Harrod helped the men formulate the document as a defense of their land claims, based on bounty warrants granted by Governor Dunmore and on regular prior-occupancy laws of the colony. They claimed Henderson’s purchases were illegal on grounds Virginia had rights to it under their charter. They stated her citizens had “fought and bled for it”, and that had it not been for the defeat of the Shawnee at the Battle of Point Pleasant, the region would still be uninhabitable. In conclusion they asked that their delegates be recognized, stating they had already elected a committee of 21 men to maintain district order.
Harrod also petitioned for recognition of the new committee and drew attention to the impracticality of having only two delegates to sufficiently represent Fincastle County. He argued it was illogical to allow the colonist to remain impartial, since a group from North Carolina was also formulating a challenge to Virginia charter rights. Harrod knew Kentucky needed help and quickly because the overwhelmed frontier settlements were almost out of gunpowder.
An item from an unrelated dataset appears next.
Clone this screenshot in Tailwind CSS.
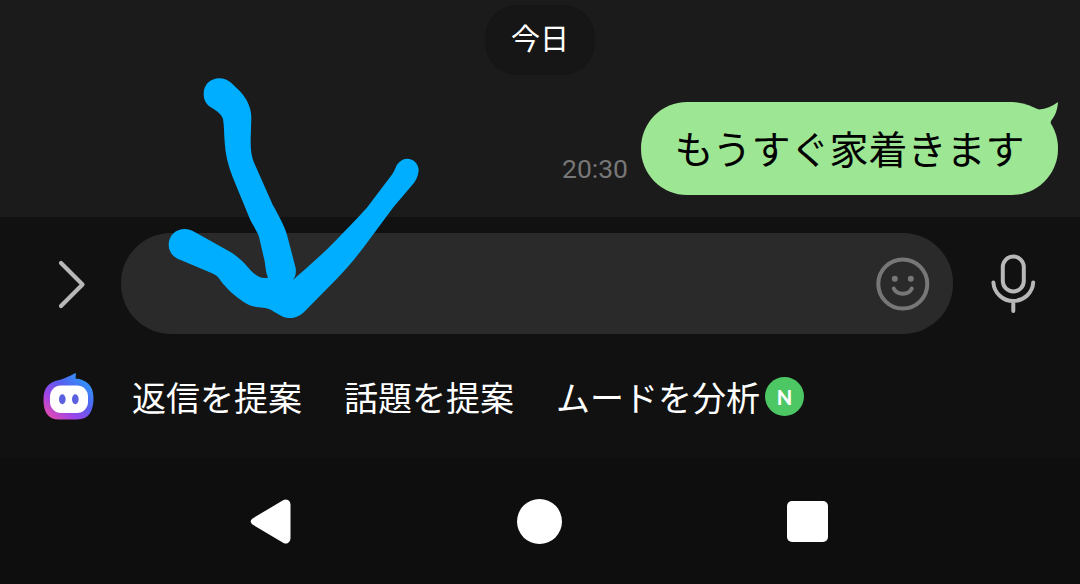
<!DOCTYPE html>
<html lang="ja">
<head>
  <meta charset="UTF-8">
  <meta name="viewport" content="width=device-width, initial-scale=1.0">
  <title>トーク</title>
  <script src="https://cdn.jsdelivr.net/npm/@tailwindcss/browser@4"></script>
</head>
<body class="relative w-[1080px] h-[584px] overflow-hidden bg-[#0e0e0e] font-['Noto_Sans_CJK_JP',sans-serif]">

  <!-- Chat -->
  <main class="h-[217px] bg-[#1b1b1b] flex flex-col pt-[5px]">
    <div class="self-center w-[110px] h-[70px] rounded-[32px] bg-[#161616] text-white text-[29px] leading-[65px] text-center">今日</div>

    <div class="flex items-end justify-end pr-[22px] mt-[27px]">
      <span class="font-[Roboto,sans-serif] text-[26.5px] leading-8 text-[#777777] mr-[13px] mb-[10px]">20:30</span>
      <div class="relative w-[417px] h-[93px] rounded-[46px] bg-[#9de693] text-black text-[39px] leading-[90px] text-center whitespace-nowrap">
        もうすぐ家着きます
        <!-- Bubble tail -->
        <svg class="absolute top-0 right-0" width="30" height="30" viewBox="0 0 30 30" fill="#9de693">
          <path d="M4 5 L11 7.500 C18 7 24 4.500 30 0 C29.500 8 27 14 23 19 L22 24 L14 22 Z"/>
        </svg>
      </div>
    </div>
  </main>

  <!-- Input area -->
  <section class="h-[241px] bg-[#111111] pt-4">
    <div class="flex items-center">
      <svg class="ml-[52px]" width="40" height="60" viewBox="0 0 40 60" fill="none" stroke="#b8b8b8" stroke-width="4.2" stroke-linecap="round" stroke-linejoin="round">
        <path d="M9 9 L30.500 30.500 L9 52"/>
      </svg>
      <div class="ml-[29px] w-[832px] h-[101px] rounded-[50px] bg-[#2a2a2a] flex items-center justify-end pr-[22px]">
        <svg width="56" height="56" viewBox="0 0 56 56" fill="none" stroke="#777777" stroke-width="4" stroke-linecap="round">
          <circle cx="27.800" cy="28" r="24.500"/>
          <circle cx="19.800" cy="22.800" r="3" fill="#777777" stroke="none"/>
          <circle cx="35.800" cy="22.800" r="3" fill="#777777" stroke="none"/>
          <path d="M18.800 32.500 C22 39.500 33.600 39.500 36.800 32.500"/>
        </svg>
      </div>
      <svg class="ml-[35px]" width="50" height="64" viewBox="0 0 50 64" fill="none" stroke="#b8b8b8" stroke-width="4" stroke-linecap="round">
        <rect x="14.800" y="4.500" width="21" height="35" rx="10.500"/>
        <path d="M5.400 30.500 C6 41 15 49 25.300 49 C35.600 49 44.600 41 45.200 30.500 M25.300 49 V59"/>
      </svg>
    </div>

    <!-- Suggestions -->
    <div class="flex items-center mt-[33px] h-[60px] text-white text-[34px] leading-[50px] whitespace-nowrap">
      <svg class="ml-[42px] mr-[38px] shrink-0" width="52" height="52" viewBox="0 0 52 52">
        <defs>
          <linearGradient id="bot" x1="0.100" y1="0.950" x2="0.850" y2="0.150">
            <stop offset="0" stop-color="#e24bb0"/>
            <stop offset="0.330" stop-color="#9a45ea"/>
            <stop offset="0.650" stop-color="#5560f0"/>
            <stop offset="1" stop-color="#3096fa"/>
          </linearGradient>
        </defs>
        <path d="M34 2 L33.500 7.500 C44 8.500 51.500 14 51.500 27 C51.500 40 47 48.500 35 48.500 H17 C6 48.500 1.500 41 1.500 29 C1.500 17 6 11.500 17 9 C23 7.500 27 5 34 2 Z" fill="url(#bot)"/>
        <rect x="8" y="14.500" width="38" height="27.500" rx="11" fill="#ffffff"/>
        <ellipse cx="20.300" cy="28.300" rx="3.300" ry="5" fill="#5a60e0"/>
        <ellipse cx="33.300" cy="28.300" rx="3.300" ry="5" fill="#5a60e0"/>
      </svg>
      <div class="flex gap-[42px]">
        <span>返信を提案</span>
        <span>話題を提案</span>
        <span>ムードを分析</span>
      </div>
      <span class="ml-[5px] mb-[2px] size-[39px] rounded-full bg-[#4cc764] font-[Lato,sans-serif] font-black text-[20px] leading-[40px] text-center">N</span>
    </div>
  </section>

  <!-- System navigation -->
  <nav class="h-[126px] flex pt-[39px]">
    <svg class="ml-[249px]" width="44" height="48" viewBox="0 0 44 48" fill="#ffffff">
      <path d="M3.500 21.500 L34.500 3 Q36.500 1.800 39 3 Q41.500 4.200 41.500 7.500 V41.500 Q41.500 44.700 39 46 Q36.500 47.200 34.500 46 L3.500 27.500 Q-0.200 24.500 3.500 21.500 Z"/>
    </svg>
    <div class="ml-[224px] mt-[2px] size-[45px] rounded-full bg-white"></div>
    <div class="ml-[225px] mt-[4px] size-[41px] rounded-[5px] bg-white"></div>
  </nav>

  <!-- Hand-drawn arrow over the chat -->
  <svg class="absolute left-[150px] top-[60px]" width="290" height="270" viewBox="0 0 870 810" fill="#00aeff">
    <path d="M161 102 C161 74 181 55 208 55 C222 55 234 60 244 69 L270 94 C292 118 304 145 304 172 L302 240 C302 270 304 290 314 312 L368 434 C390 474 408 504 415 540 L437 624 C440 645 433 660 414 673 C460 632 510 590 550 549 C590 507 620 477 650 444 L725 345 C736 330 736 322 742 313 C750 302 760 296 772 296 C791 296 806 312 806 332 C804 350 797 364 786 376 L730 442 L650 550 C620 590 590 626 562 655 L466 752 C452 767 436 774 419 774 C405 774 396 770 385 763 C368 752 356 744 340 743 C315 741 300 739 280 725 C255 708 230 686 212 662 C204 650 198 645 186 640 L92 600 C69 593 56 574 56 554 C56 527 77 507 104 507 C114 507 124 510 134 516 L240 575 C262 588 280 606 295 623 C312 643 330 659 354 653 C348 640 347 625 344 604 L327 530 C322 514 312 502 300 478 L250 356 C235 318 228 290 225 258 C222 230 223 200 219 176 C212 160 200 153 186 144 C170 135 161 121 161 102 Z"/>
  </svg>

</body>
</html>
They also needed to settle the question of Virginia jurisdiction in order to hope for any future assistance the government.
George Rogers Clark - photo from James B. Longacre
When Clark and Jones arrived in Virginia, Clark visited the new Virginia governor, Patrick Henry, to secure his backing for the Harrod’s Town cause. Clark appeared before the Council at Williamsburg with a letter from Governor Henry, making the executive council aware of Kentucky’s shaky position and officially informing them of his support. Clark ran into opposition from several peers who did not approve of frontier expansion. After much debate and arguing that the western settlements could not survive without gunpowder, the proposal was accepted and Clark was granted five hundred pounds of gunpowder.
On August 23, 1776, the powder was sent to Fort Pitt in Pittsburgh. Clark sent a letter to Harrod to tell him to send a party to Fort Pitt to bring the powder home. Little did Clark know, but Harrod never received the letter.
The first court in Kentucky County was held on September 2, 1776. George Rogers Clark, Isaac Hite, Benjamin Logan, Robert Todd, Richard Callaway, John Kennedy, Nathaniel Henderson, Daniel Boone, James Derchester, and James Harrod were named justices of the peace. Levi Todd was appointed Clerk of Court.
With the help of Thomas Jefferson, Clark and Jones were able to bring out their bill and after a month of arguing and closed door maneuvers, the bill passed the House and the Senate on December 31, 1776. The legislature created Kentucky County. With the creation of Kentucky County, the territory was called “the political birth of Kentucky” and George Rogers Clark the “Founder of the Commonwealth.”
Clark and Jones finished their business in Virginia and prepared to return to Kentucky, but when a messenger from Fort Pitt reported that Harrod had not sent men to get the five hundred pounds of powder, their plans changed. Clark knew those twenty-five kegs of gun powder were vital to Kentucky’s defense, so they set out toward Pittsburg. Once at Fort Pitt, the pair recruited a small group of men to assist them in transporting the black powder down the Ohio and then up the Kentucky River to Fort Harrod.
Unfortunately, Clark’s every move was being shrewdly watched and evaluated by British and Indian enemies, but he was not to be manipulated. Clark and his men slipped out of Fort Pitt in the middle of the night and silently started their long trip down the half-frozen Ohio River with five hundred pounds of high quality, rifle-grade gunpowder. They quickly made their way down the big river, with the success or failure of Kentucky resting squarely on their shoulders. Clark and his companions were forced to move between numerous bands of angry Indian war parties. Unwilling to run the risk of losing his cargo, he buried the powder in several spots and continued downstream for a few miles before abandoning the boats and setting them adrift as a decoy.
Clark headed off to the nearest settlement, McClelland’s Station and sent a messenger to Harrod’s Town explaining what had happened and asking for a party to retrieve the gunpowder. Then Clark left to meet up with Harrod to recover the gunpowder.
James Harrod and about twenty others left Harrodsburg on the second of January 1777, to recover the powder. Within a short time and without incident, the men reclaimed the powder and returned to Fort Harrod. The brave settlers of Fort Harrod come through to save the day, retrieving the gunpowder and bringing it safely back to the fort through miles and miles of unfriendly, Indian wilderness.
Once at Fort Harrod, the powder was divided and quickly distributed to the many struggling Kentucky forts and stations. This important event saved the country because now the settlers could now defend the forts and hunt for food. There were now one hundred and fifty men fit for active duty and forty families split between Harrodsburg and Boonesborough.
When Virginia created Kentucky County on December 31, 1776, Harrod’s Town was selected the county seat. Fort Harrod became a stockade stronghold for the pioneer families until they could settle on lands of their own and proved refuge for the settlers when Native Americans were raiding. Many famous pioneers occupied the fort at some time during its eventful years. This was also the time that Benjamin Logan pushed his settlers to complete the stockade at Logan’s Station.